Поэтому здесь я согласна с Игорем: писать надо для себя. Не «для всех, кто умеет и хочет читать по-русски», - здесь он противоречит самому себе, - нет, для себя. Искренне, честно и просто написанное произведение рано или поздно найдет своего Читателя. В конечном итоге речь идет лишь о том, насколько мысли, выложенные автором, совпадают с собственными мыслями Читателя.

И тут я с Игорем согласиться никак не могу: если в современной России «происходит неслыханное, невероятное ОБЫДЛЕНИЕ населения», зачем стремиться туда?

Зачем искать возможности публикации там?

 Ведь популярность там – значит совпадение мыслей автора с мыслями БЫДЛА.

Талант – не что иное, как разделенная точка зрения; чем больше читателей разделяют точку зрения автора, тем талантливее последний. Неужели прослыть талантом у БЫДЛА – достойная цель для свободного писателя?
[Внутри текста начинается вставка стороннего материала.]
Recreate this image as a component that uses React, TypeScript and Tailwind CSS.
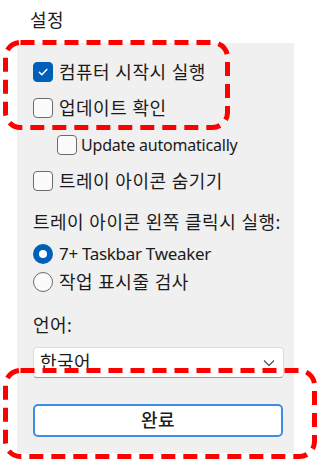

Ну, а о «вечно вчерашних», - тут, думаю, Игорь сам не верит в то, что пишет. Прости, друг, но «вчерашние» не пишут. «Вечно вчерашние» - не пишут вечно. «Вечно вчерашние» не станут искать издательств, не станут писать «Реплик…» - все это устремленно в будущее. Хоть на пять минут, но в будущее. В прошлое – оглядываются. С разными чувствами. Туда не пишут – там нет никого, кто мог бы прочесть.

 

И последнее по списку, но не значению. «Духовную жажду» способна утолить лишь талантливая литература. Талантливая может быть только свободной. Свободная – значит свободная от любых рамок, прежде всего – от требований «утолять жажду». Круг замкнулся.